All of the various menu and character screens feel overly plain and utilitarian, and fail to evoke the flavor of a dark fantasy world where an evil god-like overlord has conquered nearly everything.

They really do feel like a sheet of paper covered in RPG stats, but there's an upside there. Your various offense and defense stats clearly state where everything is coming from: a bonus from your equipped Scarlet Fury Helm, a bonus from high Finesse stat, and so on. You aren't ever in the dark about why your stats are the way they are.

Other than the UI, the only other issue present is that the many interesting moral choices becomes less prevalent the further you progress in the game, and it does feel like there should be more content overall. Most noticeably, each of the map locations are much smaller than they were in Pillars, which may also have something to do with the short amount of time between games.

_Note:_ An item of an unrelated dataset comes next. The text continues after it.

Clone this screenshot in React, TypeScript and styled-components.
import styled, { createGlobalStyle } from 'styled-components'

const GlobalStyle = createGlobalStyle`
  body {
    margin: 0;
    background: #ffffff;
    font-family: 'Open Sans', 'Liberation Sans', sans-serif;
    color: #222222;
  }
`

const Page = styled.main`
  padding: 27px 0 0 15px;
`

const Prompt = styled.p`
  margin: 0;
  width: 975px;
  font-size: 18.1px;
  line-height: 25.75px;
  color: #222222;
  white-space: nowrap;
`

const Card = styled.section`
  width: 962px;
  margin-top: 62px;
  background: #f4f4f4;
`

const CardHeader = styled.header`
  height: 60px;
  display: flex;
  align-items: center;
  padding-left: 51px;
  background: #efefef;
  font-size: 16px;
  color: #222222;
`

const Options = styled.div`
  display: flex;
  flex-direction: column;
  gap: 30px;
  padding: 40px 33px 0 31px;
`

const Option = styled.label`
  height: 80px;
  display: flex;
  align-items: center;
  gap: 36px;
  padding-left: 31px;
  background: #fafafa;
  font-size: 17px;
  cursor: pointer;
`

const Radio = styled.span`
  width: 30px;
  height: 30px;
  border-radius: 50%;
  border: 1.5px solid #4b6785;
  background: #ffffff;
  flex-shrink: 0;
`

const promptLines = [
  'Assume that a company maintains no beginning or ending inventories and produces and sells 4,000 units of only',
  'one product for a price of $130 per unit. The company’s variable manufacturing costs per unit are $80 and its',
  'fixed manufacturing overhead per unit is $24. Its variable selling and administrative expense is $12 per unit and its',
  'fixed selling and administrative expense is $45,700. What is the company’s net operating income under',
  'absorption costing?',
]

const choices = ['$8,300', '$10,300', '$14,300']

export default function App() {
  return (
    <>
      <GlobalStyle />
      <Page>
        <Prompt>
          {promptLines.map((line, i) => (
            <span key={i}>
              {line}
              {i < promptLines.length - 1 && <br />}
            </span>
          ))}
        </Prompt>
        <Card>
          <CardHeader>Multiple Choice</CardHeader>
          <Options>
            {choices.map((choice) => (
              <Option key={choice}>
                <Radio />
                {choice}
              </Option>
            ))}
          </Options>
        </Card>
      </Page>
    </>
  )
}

The companions in particular could have used more side quest material, and I would have gladly waited a few more months for a more complete experience rather than getting another game just a year after Pillars

The Bottom Line

Obviously you have to already be in love with the Baldur's Gate / Planescape: Torment / Pillars Of Eternity formula, but if you are, this is going to be in your top games of the year. There are some flaws, but I suspect some of them will be rectified with patches and others will hopefully be remedied with DLC.

After playing through as a law-breaking mage who sides with the chaotic Scarlet Chorus, I honestly can't wait to start over and come through again as a noble-born soldier who supports the regimented order of the Disfavored.

With Tyranny arriving so unexpectedly quickly after Pillars, now we have to ask: what's next from Obsidian? Sadly, it's not a likely scenario at this point that Obsidian will be taking the next Fallout to put Bethesda's efforts to shame, as in years past.

Personally I hope the next one is a sci-fi horror mashup done in a similar visual style to Tyranny. What do you think of Tyranny's shift towards evil, and what are you hoping the developer will get up to next?